Drew Fudenberg (MIT)

Jean has a great sense of humor and a ready smile. One of his favorite expressions is “plutot mourir,” which he has applied in jest to diverse activities such as ultimate Frisbee, certain branches of economics, and eating salad before the main course. Our families have kept in touch and have had dinner together regularly throughout the years, and Jean has said “plutot mourir” enough that our sons identify it with him. They have also commented that at our dinners Jean does not talk about work and seems quite relaxed and easy-going: despite Jean’s ability to concentrate for many  hours at a time, he is also able to stop working and enjoy himself. In addition to his love of tennis, he is a loyal son of Champagne, and unlikely to suffer from Keynes’ regret; he has also become a strong booster of Toulousain culture and cuisine. Jean and Nathalie have both always been very generous with their time and possessions. When I married Geneen, he let my inlaws stay in his Boston apartment. When my family came to Toulouse for spring term 1992 he picked us up at the airport and helped us move in.  Later Nathalie and Jean took us to their favorite local stores (such as Xavier) and Nathalie helped us negotiate Toulouse and the French systems. More recently they surprised me with a birthday party, which was an unexpected treat. I met Jean when we started graduate school at MIT. At that time my French was almost as good as his English and I could sometimes help provide translations, though he soon no longer needed  this help. I had planned to take a few waiver exams; Jean planned to take many more, because he wanted to finish the program in two years.
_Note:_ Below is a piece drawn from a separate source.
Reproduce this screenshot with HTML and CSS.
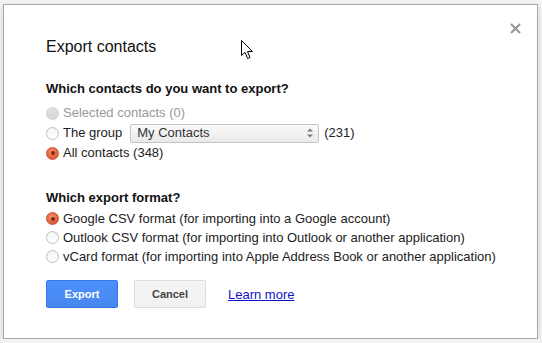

He talked me into studying with him for additional waivers in econometrics and macro, and we managed to waive out of most of the first-year program. We went on to work together in many classes, most notably Eric Maskin’s game theory class and a subsequent reading group. Jean had already done some research as part of  his Master’s thesis with Roger Guisnerie, and his experience was a great asset as we shifted from criticizing other papers to writing new ones – both with the intellectual process and with what was then the all-too-physical process of “cut and paste.” Later on Jean suggested we should write a game theory text; as with the additional waiver exams, it wouldn’t have occurred to me to do that. I owe a lot to Jean’s fearlessness and vision.